ALLAN J. DECASTECKER, PLAINTIFF,
v.
CASE CORPORATION, A DELAWARE CORPORATION, DEFENDANT.



The opinion of the court was delivered by: McDADE, District Judge.

ORDER

Before the Court is Defendant Case Corporation's Motion for Summary Judgement [Doc # 34]. Defendant Case Corporation ("Case") is a corporation which operates manufacturing facilities in the Quad City area. Plaintiff Allan DeCastecker ("DeCastecker") applied for and was denied a position with Defendant. As a result, Plaintiff filed a suit based upon the Age Discrimination and Employment Act ("ADEA"), 29 U.S.C. § 621 et seq. The Court has jurisdiction in this matter pursuant to the ADEA.

BACKGROUND

The following facts gave rise to the present controversy and are not in dispute. The Case Corporation is a large manufacturer of agricultural and other equipment. In October 1989, Case placed an ad in a local newspaper advertising an opening for a Process Engineer II at its East Moline plant. The ad listed the responsibilities of a process engineer as including "specifications of machine tools and production equipment as well as establishing the sequence of operations, tolerances, sizes, and related items used in the manufactured products." The ad went on to state that interested applicants "should have a B.S. in mechanical engineering or related degree. Prior experience in the processing engineering field is preferred." DeCastecker applied for the Process Engineer position by submitting his resume to Case.

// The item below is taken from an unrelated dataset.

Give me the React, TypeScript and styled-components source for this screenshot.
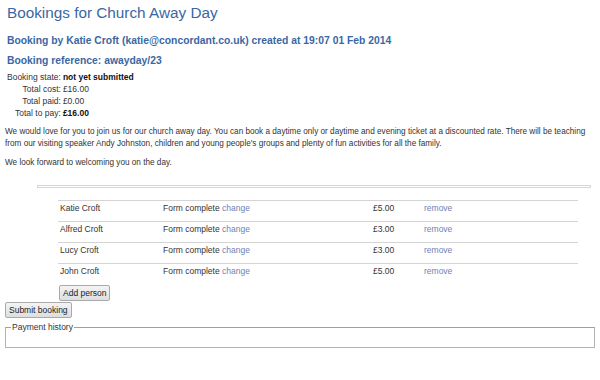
import React from "react";
import styled, { createGlobalStyle } from "styled-components";

const GlobalStyle = createGlobalStyle`
    html, body {
        margin: 0;
        padding: 0;
        background: #ffffff;
    }
    body {
        font-family: "Liberation Sans", Arial, sans-serif;
        font-size: 8.5px;
        color: #333333;
    }
`;

type Person = {
    name: string,
    status: string,
    price: string,
}

const people: Person[] = [
    { name: "Katie Croft", status: "Form complete", price: "£5.00" },
    { name: "Alfred Croft", status: "Form complete", price: "£3.00" },
    { name: "Lucy Croft", status: "Form complete", price: "£3.00" },
    { name: "John Croft", status: "Form complete", price: "£5.00" },
];

const Page = styled.div`
    padding: 0 5px;
    width: 590px;
`;

const Title = styled.h1`
    font-size: 15.3px;
    font-weight: normal;
    color: #3a67a3;
    margin: 0;
    padding: 4px 2px 0;
    line-height: 18px;
`;

const SubTitle = styled.h2<{ $gap: number }>`
    font-size: 10.35px;
    font-weight: bold;
    color: #3a67a3;
    margin: 0;
    padding: 0 2px;
    line-height: 13px;
    margin-top: ${(p) => p.$gap}px;
`;

const StateTable = styled.table`
    border-collapse: collapse;
    margin-top: 4px;
    margin-left: 2px;
    td {
        padding: 0;
        line-height: 12px;
        font-size: 8.5px;
    }
`;

const Label = styled.td`
    text-align: right;
    padding-right: 2px !important;
    color: #333333;
`;

const Value = styled.td<{ $strong?: boolean }>`
    font-weight: ${(p) => (p.$strong ? "bold" : "normal")};
    color: ${(p) => (p.$strong ? "#111111" : "#333333")};
`;

const Para = styled.p`
    margin: 7px 0 0;
    line-height: 12px;
    font-size: 8.2px;
`;

const Divider = styled.div`
    margin: 16px 4px 0 32px;
    height: 1px;
    border: 1px solid #d6d6d6;
`;

const PeopleTable = styled.table`
    border-collapse: collapse;
    margin: 12px 0 0 53px;
    width: 520px;
`;

const Row = styled.tr`
    td {
        border-top: 1px solid #d4d4d4;
        padding: 1px 2px 7px 2px;
        line-height: 12px;
        vertical-align: top;
    }
`;

const NameCell = styled.td`
    width: 99px;
`;

const StatusCell = styled.td`
    width: 206px;
`;

const PriceCell = styled.td`
    width: 47px;
`;

const Link = styled.a`
    color: #6f7fb5;
    text-decoration: none;
    cursor: pointer;
`;

const Button = styled.button`
    font-family: "Liberation Sans", Arial, sans-serif;
    font-size: 8.5px;
    color: #222222;
    padding: 2px 3px 1px;
    line-height: 11px;
    background: linear-gradient(#f4f4f4, #dedede);
    border: 1px solid #aaaaaa;
    border-radius: 2px;
    display: block;
`;

const AddButton = styled(Button)`
    margin: 1px 0 0 54px;
`;

const SubmitButton = styled(Button)`
    margin: 1px 0 0 0;
`;

const History = styled.fieldset`
    margin: 4px 0 0;
    padding: 0;
    height: 24px;
    border: 1px solid #b4b4b4;
    border-top-color: #a0a0a0;
    legend {
        padding: 0 1px;
        margin-left: 5px;
        line-height: 10px;
    }
`;

export default function App() {
    return (
        <Page>
            <GlobalStyle />
            <Title>Bookings for Church Away Day</Title>
            <SubTitle $gap={12}>Booking by Katie Croft (katie@concordant.co.uk) created at 19:07 01 Feb 2014</SubTitle>
            <SubTitle $gap={7}>Booking reference: awayday/23</SubTitle>
            <StateTable>
                <tbody>
                    <tr><Label>Booking state:</Label><Value $strong>not yet submitted</Value></tr>
                    <tr><Label>Total cost:</Label><Value>£16.00</Value></tr>
                    <tr><Label>Total paid:</Label><Value>£0.00</Value></tr>
                    <tr><Label>Total to pay:</Label><Value $strong>£16.00</Value></tr>
                </tbody>
            </StateTable>
            <Para>
                We would love for you to join us for our church away day. You can book a daytime only or daytime and evening ticket at a discounted rate. There will be teaching from our visiting speaker Andy Johnston, children and young people's groups and plenty of fun activities for all the family.
            </Para>
            <Para>We look forward to welcoming you on the day.</Para>
            <Divider />
            <PeopleTable>
                <tbody>
                    {people.map((person) => (
                        <Row key={person.name}>
                            <NameCell>{person.name}</NameCell>
                            <StatusCell>{person.status} <Link>change</Link></StatusCell>
                            <PriceCell>{person.price}</PriceCell>
                            <td><Link>remove</Link></td>
                        </Row>
                    ))}
                </tbody>
            </PeopleTable>
            <AddButton>Add person</AddButton>
            <SubmitButton>Submit booking</SubmitButton>
            <History>
                <legend>Payment history</legend>
            </History>
        </Page>
    );
}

DeCastecker was born September 25, 1942. He graduated from high school and completed a four year tool and dye apprenticeship program, but he does not have a college degree. DeCastecker worked for Case at its Rock Island facility from 1965 until 1987. While in the employ of Case, DeCastecker had two years of experience as an assembler and more than twenty years of experience as a manufacturing tool engineer. DeCastecker also has some experience with mainframe and personal computers.

Review of the applications and the hiring decision regarding the position of Process Engineer II were conducted and made by Daryl Moore, Tom Hansen, Bob Hanna, Bob Veltling, Sr., and Jim Hamrick. Moore, manager of personnel development, prepared the newspaper ad for the process engineer position and screened the applications initially. Moore withheld any applications which did not show that the applicant had a college degree. Hansen, manager of industrial relations, also screened resumes. Hanna, manager of the process engineering department, reviewed all resumes and selected those who would be interviewed. Veltling, a senior processing engineer, consulted with Hanna in his decisions. Hamrick, manager of technical services, along with Hanna, eventually made the final decision regarding who would be hired for the process engineer position.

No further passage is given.